Adam Optimizer and MSE loss function. Fit the model on the training data.

In [None]:
model = T2VTransformer("""...""")

opt = """..."""
model.compile("""...""")

### 11. Testing

Evaluate the model performance on the test data.

Store the model predictions on the test data.

Inverse transform the predictions and the test targets to bring them to their original scale. Then calculate MSE.

Plot the predictions and the test targets.

Instead, you can predict on the entire data and plot the graph.

## Limitations of the model

The model can be used to predict stock data for only the next day. You may consider taking that prediction and use it as input to predict data two days later. However, after some time, the model will only output a single value.
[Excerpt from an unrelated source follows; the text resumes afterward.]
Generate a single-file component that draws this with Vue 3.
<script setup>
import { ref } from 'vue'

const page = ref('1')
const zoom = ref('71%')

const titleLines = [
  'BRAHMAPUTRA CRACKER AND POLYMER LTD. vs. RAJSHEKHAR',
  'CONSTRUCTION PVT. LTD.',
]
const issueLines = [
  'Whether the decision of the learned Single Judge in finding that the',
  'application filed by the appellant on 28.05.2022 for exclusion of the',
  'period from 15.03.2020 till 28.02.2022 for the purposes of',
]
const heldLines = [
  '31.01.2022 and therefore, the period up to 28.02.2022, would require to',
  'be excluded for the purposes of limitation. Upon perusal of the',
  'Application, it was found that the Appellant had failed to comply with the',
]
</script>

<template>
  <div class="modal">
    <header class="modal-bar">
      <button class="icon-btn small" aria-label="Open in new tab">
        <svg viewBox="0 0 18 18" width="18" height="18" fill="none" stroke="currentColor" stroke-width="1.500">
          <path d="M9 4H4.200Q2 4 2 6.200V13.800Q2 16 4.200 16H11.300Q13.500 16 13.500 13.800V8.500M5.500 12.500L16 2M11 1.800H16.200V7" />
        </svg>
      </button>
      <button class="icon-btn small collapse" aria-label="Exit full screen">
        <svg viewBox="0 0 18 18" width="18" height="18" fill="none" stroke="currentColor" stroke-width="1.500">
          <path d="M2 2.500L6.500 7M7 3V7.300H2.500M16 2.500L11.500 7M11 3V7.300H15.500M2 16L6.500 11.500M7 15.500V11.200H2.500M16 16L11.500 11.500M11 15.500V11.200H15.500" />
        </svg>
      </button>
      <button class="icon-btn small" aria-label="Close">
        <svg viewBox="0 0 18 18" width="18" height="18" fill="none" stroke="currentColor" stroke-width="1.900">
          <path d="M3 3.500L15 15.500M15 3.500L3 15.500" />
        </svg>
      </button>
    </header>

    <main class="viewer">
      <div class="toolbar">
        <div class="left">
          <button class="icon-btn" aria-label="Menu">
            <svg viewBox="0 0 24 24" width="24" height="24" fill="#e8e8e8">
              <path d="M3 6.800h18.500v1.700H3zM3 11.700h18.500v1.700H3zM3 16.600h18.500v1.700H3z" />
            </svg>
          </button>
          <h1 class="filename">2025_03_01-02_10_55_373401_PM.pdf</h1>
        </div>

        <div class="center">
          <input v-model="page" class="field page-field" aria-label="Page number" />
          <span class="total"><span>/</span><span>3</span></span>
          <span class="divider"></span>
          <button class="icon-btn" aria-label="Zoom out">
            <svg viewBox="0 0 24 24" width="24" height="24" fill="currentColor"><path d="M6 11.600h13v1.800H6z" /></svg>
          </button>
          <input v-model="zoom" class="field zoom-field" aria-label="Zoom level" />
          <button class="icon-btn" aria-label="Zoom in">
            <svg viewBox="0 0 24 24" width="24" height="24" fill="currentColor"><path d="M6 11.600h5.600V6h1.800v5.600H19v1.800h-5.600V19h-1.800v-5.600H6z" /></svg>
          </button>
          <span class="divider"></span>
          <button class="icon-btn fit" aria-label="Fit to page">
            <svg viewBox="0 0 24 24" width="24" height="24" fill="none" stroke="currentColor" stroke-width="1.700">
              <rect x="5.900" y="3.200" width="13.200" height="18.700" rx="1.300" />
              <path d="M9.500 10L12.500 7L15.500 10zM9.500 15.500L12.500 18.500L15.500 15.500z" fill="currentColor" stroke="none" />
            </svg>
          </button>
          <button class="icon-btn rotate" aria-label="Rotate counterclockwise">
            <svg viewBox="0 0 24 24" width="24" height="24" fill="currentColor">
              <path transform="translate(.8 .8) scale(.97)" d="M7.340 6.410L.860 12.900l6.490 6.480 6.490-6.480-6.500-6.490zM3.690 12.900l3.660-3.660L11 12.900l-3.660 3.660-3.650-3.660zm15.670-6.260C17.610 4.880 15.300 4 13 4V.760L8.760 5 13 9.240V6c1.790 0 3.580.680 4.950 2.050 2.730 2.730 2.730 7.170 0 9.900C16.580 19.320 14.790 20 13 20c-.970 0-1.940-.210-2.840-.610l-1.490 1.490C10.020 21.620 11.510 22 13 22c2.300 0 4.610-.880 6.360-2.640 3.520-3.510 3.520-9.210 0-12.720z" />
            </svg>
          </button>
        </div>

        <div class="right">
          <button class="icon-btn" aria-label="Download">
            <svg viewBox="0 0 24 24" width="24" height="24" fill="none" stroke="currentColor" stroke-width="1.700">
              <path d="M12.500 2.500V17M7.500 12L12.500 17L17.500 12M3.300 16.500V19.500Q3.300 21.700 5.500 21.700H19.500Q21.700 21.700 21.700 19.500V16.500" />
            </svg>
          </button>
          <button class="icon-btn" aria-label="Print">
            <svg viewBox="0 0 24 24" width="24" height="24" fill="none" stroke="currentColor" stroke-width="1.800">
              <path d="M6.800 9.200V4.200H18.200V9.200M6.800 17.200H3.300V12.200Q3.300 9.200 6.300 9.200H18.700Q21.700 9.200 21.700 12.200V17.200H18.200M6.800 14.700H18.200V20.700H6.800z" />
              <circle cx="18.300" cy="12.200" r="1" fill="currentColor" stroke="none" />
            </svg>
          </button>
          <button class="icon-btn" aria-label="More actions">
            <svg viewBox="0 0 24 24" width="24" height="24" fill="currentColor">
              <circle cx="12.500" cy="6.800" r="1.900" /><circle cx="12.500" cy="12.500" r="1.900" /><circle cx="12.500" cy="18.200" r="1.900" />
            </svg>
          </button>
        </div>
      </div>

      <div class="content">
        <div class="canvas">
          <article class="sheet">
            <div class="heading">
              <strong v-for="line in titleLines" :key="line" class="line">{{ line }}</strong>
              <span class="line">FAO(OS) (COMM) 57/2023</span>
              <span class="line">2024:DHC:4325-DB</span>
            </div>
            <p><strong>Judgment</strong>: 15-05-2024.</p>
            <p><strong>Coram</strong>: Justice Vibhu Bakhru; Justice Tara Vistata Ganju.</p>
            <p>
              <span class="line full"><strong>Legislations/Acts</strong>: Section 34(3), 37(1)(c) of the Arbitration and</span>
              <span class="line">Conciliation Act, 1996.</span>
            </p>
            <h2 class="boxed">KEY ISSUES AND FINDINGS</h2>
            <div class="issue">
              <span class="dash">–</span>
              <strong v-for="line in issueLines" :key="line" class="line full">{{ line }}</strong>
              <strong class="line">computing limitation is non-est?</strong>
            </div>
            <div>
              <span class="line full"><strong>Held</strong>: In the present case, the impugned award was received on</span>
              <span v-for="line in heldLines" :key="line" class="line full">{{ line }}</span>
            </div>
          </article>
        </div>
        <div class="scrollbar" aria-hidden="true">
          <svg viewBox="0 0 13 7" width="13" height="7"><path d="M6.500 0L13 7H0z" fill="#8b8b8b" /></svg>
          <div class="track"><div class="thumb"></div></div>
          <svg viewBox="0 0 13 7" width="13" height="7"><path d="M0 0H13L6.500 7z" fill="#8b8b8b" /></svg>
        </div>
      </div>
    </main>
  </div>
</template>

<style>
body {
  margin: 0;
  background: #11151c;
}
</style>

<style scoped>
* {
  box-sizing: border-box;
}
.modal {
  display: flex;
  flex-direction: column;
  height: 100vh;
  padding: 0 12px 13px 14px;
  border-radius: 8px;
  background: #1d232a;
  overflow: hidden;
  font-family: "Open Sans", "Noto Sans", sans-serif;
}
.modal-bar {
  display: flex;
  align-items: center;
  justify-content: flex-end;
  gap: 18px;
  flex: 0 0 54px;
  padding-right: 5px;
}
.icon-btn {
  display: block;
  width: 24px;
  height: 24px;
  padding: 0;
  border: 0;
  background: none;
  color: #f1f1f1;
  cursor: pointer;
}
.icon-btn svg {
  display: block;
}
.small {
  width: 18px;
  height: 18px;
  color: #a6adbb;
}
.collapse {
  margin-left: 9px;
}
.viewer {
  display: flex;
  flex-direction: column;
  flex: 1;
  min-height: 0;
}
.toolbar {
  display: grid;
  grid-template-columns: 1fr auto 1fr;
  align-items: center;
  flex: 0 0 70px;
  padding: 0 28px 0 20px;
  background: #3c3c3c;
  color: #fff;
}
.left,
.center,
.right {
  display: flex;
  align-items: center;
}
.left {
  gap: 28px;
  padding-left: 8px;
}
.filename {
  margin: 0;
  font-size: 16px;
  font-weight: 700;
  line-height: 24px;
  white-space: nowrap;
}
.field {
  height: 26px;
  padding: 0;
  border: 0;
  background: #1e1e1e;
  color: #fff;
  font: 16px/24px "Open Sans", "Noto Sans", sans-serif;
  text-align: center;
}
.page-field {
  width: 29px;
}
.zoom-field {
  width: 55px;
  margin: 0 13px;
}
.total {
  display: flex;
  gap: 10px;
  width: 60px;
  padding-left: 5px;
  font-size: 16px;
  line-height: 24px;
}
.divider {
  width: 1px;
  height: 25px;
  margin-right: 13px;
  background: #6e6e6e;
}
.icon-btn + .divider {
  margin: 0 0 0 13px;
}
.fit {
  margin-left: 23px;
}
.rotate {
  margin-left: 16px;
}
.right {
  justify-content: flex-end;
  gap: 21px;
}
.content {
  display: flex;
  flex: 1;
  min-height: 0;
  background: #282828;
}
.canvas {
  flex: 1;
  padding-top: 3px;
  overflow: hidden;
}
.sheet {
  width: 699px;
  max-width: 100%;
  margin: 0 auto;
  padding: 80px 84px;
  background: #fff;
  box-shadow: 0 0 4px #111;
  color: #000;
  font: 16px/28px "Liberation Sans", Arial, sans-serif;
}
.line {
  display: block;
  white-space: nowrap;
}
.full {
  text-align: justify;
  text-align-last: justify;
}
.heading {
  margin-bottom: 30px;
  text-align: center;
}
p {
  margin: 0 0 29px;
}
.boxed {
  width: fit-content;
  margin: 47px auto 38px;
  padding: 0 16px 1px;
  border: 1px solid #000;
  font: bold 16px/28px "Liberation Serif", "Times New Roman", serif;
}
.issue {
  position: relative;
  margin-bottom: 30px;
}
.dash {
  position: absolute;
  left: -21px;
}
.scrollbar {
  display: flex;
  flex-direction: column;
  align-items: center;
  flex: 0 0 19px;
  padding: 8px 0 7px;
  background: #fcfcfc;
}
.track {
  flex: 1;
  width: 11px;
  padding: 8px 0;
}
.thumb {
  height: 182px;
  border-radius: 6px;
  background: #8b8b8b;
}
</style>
It can't be operated for a long time prediction.

<b>How can we predict for more days in the future ?

</b> We have to train another model that will be trained on the specific number of days that has to be predicted.

Let's try out a 3-days model.

### What are the challenges ?

A feed forward network can't produce outputs of shape (m,n) . So, we will produce outputs of shape m*n and then reshape them. tf.reduce_prod() and tf.reshape() can be a lifesaver.

Pass num_days as an extra parameter to the model.

Split the data accordingly.

In [None]:
num_days =3

In [None]:
class T2VTransformer(keras.Model):
    def __init__(self,num_days,....):
        """...same as previous..."""

    def call(self, inputs):
        return

Load the data.

Plot 3 graphs (predictions for each day).

## Improvements that has to be made

In the upcoming weeks, we have to automate the process of making models according to num-days. Moreover, we need to save the models so that they need not be trained again and again.